1. Engels said:
"The democratic republic does not do away with the opposition of the two classes; on the contrary, it provides the clear field on which the fight can be fought out. And in the same way, the peculiar character of the supremacy of the husband over the wife in the modern family, the necessity of creating real social equality between them, and the way to do it, will only be seen in the clear light of day when both possess legally complete equality of rights. Then it will be plain that the first condition for the liberation of the wife is to bring the whole female sex back into public industry, and that this in turn demands the abolition of the monogamous family as the economic unit of society."
The party agrees with this paragraph by Engels.
2. Engels said:
"Full freedom of marriage can therefore only be generally established when the abolition of capitalist production and of the property relations created by it has removed all the accompanying economic considerations which still exert such a powerful influence on the choice of a marriage partner. For then there is no other motive left except mutual inclination."
MIM agrees with this, and says this is proof that our line of "all sex under patriarchy is rape" comes from Engels, so any so-called Marxists who don't agree with us have to own up to disagreeing with Engels.
3. Engels said with marriage, "The supremacy of the man in marriage is the simple consequence of his economic supremacy, and with the abolition of the latter will disappear of itself."
MIM disagrees with this as too economically reductionist. The political power of men, for example, as well as other superstructural stuff, probably will persist beyond the abolition of men's economic supremacy -- as is consistent with the GPCR approach. The supremacy of men might have an economic foundation, but it also has legs of its own in terms of reproduction and sex in particular.
MC12 says:
All systems of oppression include a division of labor, as well as other forms of oppression.
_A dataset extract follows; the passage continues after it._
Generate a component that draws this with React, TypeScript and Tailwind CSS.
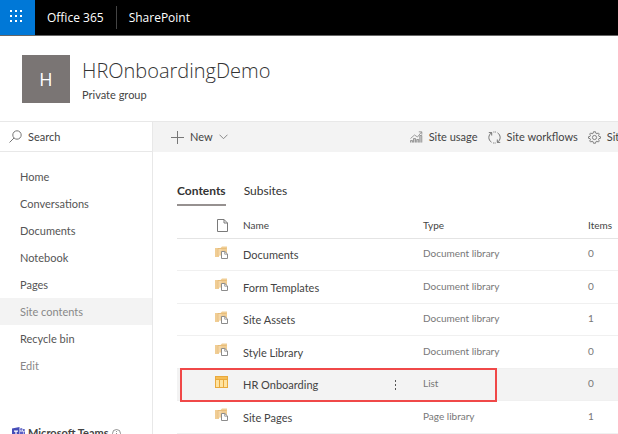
import type { ReactNode } from "react";

type Row = { name: string; type: string; items: number; kind: "library" | "list" };

const rows: Row[] = [
  { name: "Documents", type: "Document library", items: 0, kind: "library" },
  { name: "Form Templates", type: "Document library", items: 0, kind: "library" },
  { name: "Site Assets", type: "Document library", items: 1, kind: "library" },
  { name: "Style Library", type: "Document library", items: 0, kind: "library" },
  { name: "HR Onboarding", type: "List", items: 0, kind: "list" },
  { name: "Site Pages", type: "Page library", items: 1, kind: "library" },
];

const navItems = ["Home", "Conversations", "Documents", "Notebook", "Pages", "Site contents", "Recycle bin"];

function WaffleIcon() {
  return (
    <svg width="12" height="12" viewBox="0 0 12 12" fill="#fff" aria-hidden="true">
      {[0, 5, 10].map((y) => [0, 5, 10].map((x) => <rect key={`${x}-${y}`} x={x} y={y} width="2" height="2" />))}
    </svg>
  );
}

function SearchIcon() {
  return (
    <svg width="13" height="13" viewBox="0 0 13 13" fill="none" stroke="#777" aria-hidden="true">
      <circle cx="8" cy="5" r="4.2" />
      <path d="M5 8 .5 12.5" />
    </svg>
  );
}

function PlusIcon() {
  return (
    <svg width="13" height="13" viewBox="0 0 13 13" stroke="#777" aria-hidden="true">
      <path d="M6.5 0v13M0 6.5h13" />
    </svg>
  );
}

function ChevronIcon() {
  return (
    <svg width="9" height="6" viewBox="0 0 9 6" fill="none" stroke="#888" aria-hidden="true">
      <path d="m.5.7 4 4 4-4" />
    </svg>
  );
}

function UsageIcon() {
  return (
    <svg width="13" height="12" viewBox="0 0 13 12" fill="none" stroke="#888" strokeWidth=".8" aria-hidden="true">
      <path d="M.5 11.5v-2h2v2M3.5 11.5v-4h2v4M6.7 11.5v-3h2v3M9.8 11.5V4.5h2v7" fill="#ccc" />
      <path d="M.5 7.5 4.5 4l3 2 4-5M8.8.8h3v2.8" />
    </svg>
  );
}

function WorkflowIcon() {
  return (
    <svg width="13" height="13" viewBox="0 0 13 13" fill="none" stroke="#666" strokeWidth=".9" aria-hidden="true">
      <path d="M3.5 1.8A5.5 5.5 0 0 0 3.5 11.2M.8 1.6h2.9v2.9" />
      <path d="M9.5 11.2a5.5 5.5 0 0 0 0-9.400M12.200 11.400H9.300V8.500" />
      <path d="M5.200 12h2.400M5.400 1h2.400" strokeDasharray="1 .6" />
    </svg>
  );
}

function GearIcon() {
  return (
    <svg width="13" height="13" viewBox="0 0 24 25" fill="none" stroke="#6b6b6b" strokeWidth="1.6" aria-hidden="true">
      <path d="m10 1.500h4l.7 3 1.900.8 2.600-1.600 2.100 2.100-1.600 2.600.8 1.900 3 .7v3l-3 .7-.8 1.900 1.600 2.600-2.100 2.100-2.600-1.600-1.900.8-.7 3h-4l-.7-3-1.900-.8-2.600 1.600-2.100-2.100 1.600-2.600-.8-1.900-3-.7v-3l3-.7.8-1.900-1.600-2.600 2.100-2.100 2.600 1.600 1.900-.8z" />
      <circle cx="12" cy="12.5" r="4" />
    </svg>
  );
}

function PageIcon() {
  return (
    <svg className="block" width="11" height="13" viewBox="0 0 11 13" fill="#fff" stroke="#7a7a7a" aria-hidden="true">
      <path d="M.5.5h6.500l3.500 3.500v8.500H.5z" />
      <path d="M7 .5V4h3.500" fill="none" />
    </svg>
  );
}

function LibraryIcon() {
  return (
    <svg className="block" width="13" height="13" viewBox="0 0 13 13" aria-hidden="true">
      <path d="M0 2h5.500L7 .5h5v9H4V11H0z" fill="#f0cd94" />
      <path d="M2.500 4h4M2.500 6h3M2.500 8h3" stroke="#fae3bd" />
      <path d="M3 9.500V2.500h8.500" fill="none" stroke="#e3b369" strokeWidth=".6" />
      <path d="M6.500 5.500h3.300l2.700 2.500v4.500h-6z" fill="#fff" stroke="#8c8c8c" />
      <path d="M9.700 5.500V8.200h2.800" fill="none" stroke="#8c8c8c" strokeWidth=".8" />
    </svg>
  );
}

function ListIcon() {
  return (
    <svg className="block" width="13" height="12" viewBox="0 0 13 12" aria-hidden="true">
      <rect x=".5" y=".5" width="12" height="11" fill="#ffe3a0" stroke="#e9a93c" />
      <path d="M1 1h11v2H1z" fill="#f6bd55" />
      <path d="M.5 3.500h12M4.500 3.500v8M8.500 3.500v8" stroke="#e9a93c" />
    </svg>
  );
}

function TeamsIcon() {
  return (
    <svg width="13" height="13" viewBox="0 0 13 13" aria-hidden="true">
      <path d="M0 1.500 7.500 0v13L0 11.500z" fill="#464eb8" />
      <path d="M2 4.200h4M4 4.200v5" stroke="#fff" strokeWidth="1.200" />
      <circle cx="9.300" cy="2.400" r="1.300" fill="#7378ce" />
      <circle cx="11.900" cy="2.900" r="1" fill="#464eb8" />
      <path d="M8 4.500h3v6H8zM11.500 4.500H13v4h-1.500z" fill="#5b60c6" />
    </svg>
  );
}

function InfoIcon() {
  return (
    <svg width="9" height="9" viewBox="0 0 9 9" fill="none" stroke="#777" strokeWidth=".8" aria-hidden="true">
      <circle cx="4.500" cy="4.500" r="4" />
      <path d="M4.500 2v1M4.500 4v3" />
    </svg>
  );
}

function Command({ icon, children }: { icon: ReactNode; children: ReactNode }) {
  return (
    <button type="button" className="flex shrink-0 items-center gap-1.5 whitespace-nowrap">
      {icon}
      {children}
    </button>
  );
}

export default function App() {
  return (
    <div className="flex h-screen flex-col overflow-hidden bg-white font-['Lato','Noto_Sans',sans-serif] text-[11px] leading-4 text-[#444]">
      <header className="flex h-9 shrink-0 items-center border-b border-[#666] bg-black font-['Open_Sans',sans-serif] text-[12px] text-white">
        <button type="button" aria-label="App launcher" className="flex w-[35px] items-center justify-center self-stretch bg-[#0078d7] pr-1 pb-1">
          <WaffleIcon />
        </button>
        <a href="#office" className="px-3">Office 365</a>
        <span className="h-[23px] w-px bg-[#444]" />
        <a href="#sharepoint" className="px-3">SharePoint</a>
      </header>

      <div className="flex h-[85px] shrink-0 items-center gap-3 pl-[22px]">
        <div className="flex size-12 items-center justify-center bg-[#7a7574] font-['Open_Sans',sans-serif] text-[18px] text-white">H</div>
        <div className="pt-1">
          <h1 className="font-['Open_Sans',sans-serif] text-[20px] leading-7 font-light text-[#333]">HROnboardingDemo</h1>
          <p className="leading-5">Private group</p>
        </div>
      </div>

      <div className="flex min-h-0 flex-1 border-t border-[#e8e8e8]">
        <aside className="flex w-[153px] shrink-0 flex-col border-r border-[#e8e8e8]">
          <label className="flex h-[30px] shrink-0 items-center gap-1.5 border-b border-[#e8e8e8] pl-[9px]">
            <SearchIcon />
            <input type="search" aria-label="Search" placeholder="Search" className="w-24 outline-none placeholder:text-[#444] placeholder:opacity-100" />
          </label>
          <nav className="flex flex-col pt-[11px]">
            {navItems.map((item) => (
              <a
                key={item}
                href="#nav"
                className={`flex h-[27px] items-center pl-5 ${item === "Site contents" ? "bg-[#f3f3f3] text-[#888]" : "text-[#555]"}`}
              >
                {item}
              </a>
            ))}
            <button type="button" className="flex h-[27px] items-center pl-5 text-[#888]">Edit</button>
          </nav>
          <a href="#teams" className="mt-[46px] flex shrink-0 items-center gap-[3px] pl-3 font-bold whitespace-nowrap text-[#444]">
            <TeamsIcon />
            Microsoft Teams
            <InfoIcon />
          </a>
        </aside>

        <main className="min-w-0 flex-1 overflow-hidden">
          <div className="flex h-[30px] items-center bg-[#f3f3f3] pl-[18px]">
            <button type="button" className="mr-[182px] flex shrink-0 items-center gap-1.5">
              <PlusIcon />
              New
              <ChevronIcon />
            </button>
            <div className="flex gap-2.5">
              <Command icon={<UsageIcon />}>Site usage</Command>
              <Command icon={<WorkflowIcon />}>Site workflows</Command>
              <Command icon={<GearIcon />}>Site settings</Command>
            </div>
          </div>

          <div className="pl-6">
            <div role="tablist" className="flex gap-[18px] pt-[30px] text-[12px] text-[#333]">
              <button type="button" role="tab" aria-selected="true" className="h-6 border-b-2 border-[#969190] pb-1 font-bold">Contents</button>
              <button type="button" role="tab" aria-selected="false" className="h-6 pb-1.5">Subsites</button>
            </div>

            <div className="relative mt-[7px]">
              <table className="w-full table-fixed border-collapse text-left">
                <colgroup>
                  <col className="w-[66px]" />
                  <col className="w-[145px]" />
                  <col className="w-[35px]" />
                  <col className="w-[165px]" />
                  <col />
                </colgroup>
                <thead>
                  <tr className="h-[25px] border-b border-[#e4e4e4] text-[10px]">
                    <th className="pl-10" aria-label="File type"><PageIcon /></th>
                    <th className="font-normal">Name</th>
                    <th aria-label="Actions" />
                    <th className="font-normal">Type</th>
                    <th className="font-normal">Items</th>
                  </tr>
                </thead>
                <tbody>
                  {rows.map((row) => (
                    <tr key={row.name} className={`border-b border-[#f0f0f0] odd:h-8 even:h-[33px] ${row.kind === "list" ? "bg-[#f3f3f3]" : ""}`}>
                      <td className="pb-1 pl-[38px]">{row.kind === "list" ? <ListIcon /> : <LibraryIcon />}</td>
                      <td className="pt-0.5"><a href="#item">{row.name}</a></td>
                      <td className="pt-0.5 pl-1.5">
                        {row.kind === "list" && (
                          <button type="button" aria-label="Show actions" className="flex">
                            <svg width="3" height="10" viewBox="0 0 3 10" fill="#555" aria-hidden="true">
                              <path d="M1 0h1v2H1zM1 4h1v2H1zM1 8h1v2H1z" />
                            </svg>
                          </button>
                        )}
                      </td>
                      <td className="pb-0.5 text-[10px] text-[#777]">{row.type}</td>
                      <td className="pb-0.5 text-[10px] text-[#777]">{row.items}</td>
                    </tr>
                  ))}
                </tbody>
              </table>
              <div className="pointer-events-none absolute top-[155px] left-[3px] h-[34px] w-[317px] border-2 border-[#f04848]" />
            </div>
          </div>
        </main>
      </div>
    </div>
  );
}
That includes class, nation, and gender. All systems of gender oppression have included a gender division of labor -- without exception that we know of in history or the present. Communists oppose the division of labor between groups, because this is always part of inequality and usually oppression. In China, they sought to reduce the division of labor between men and wimmin, just like they did between town and country, and between intellectual and manual workers, etc. Therefore, MIM agrees that eliminating gender oppression requires as a necessary but not sufficient condition the elimination of the division of labor between men and wimmin as groups.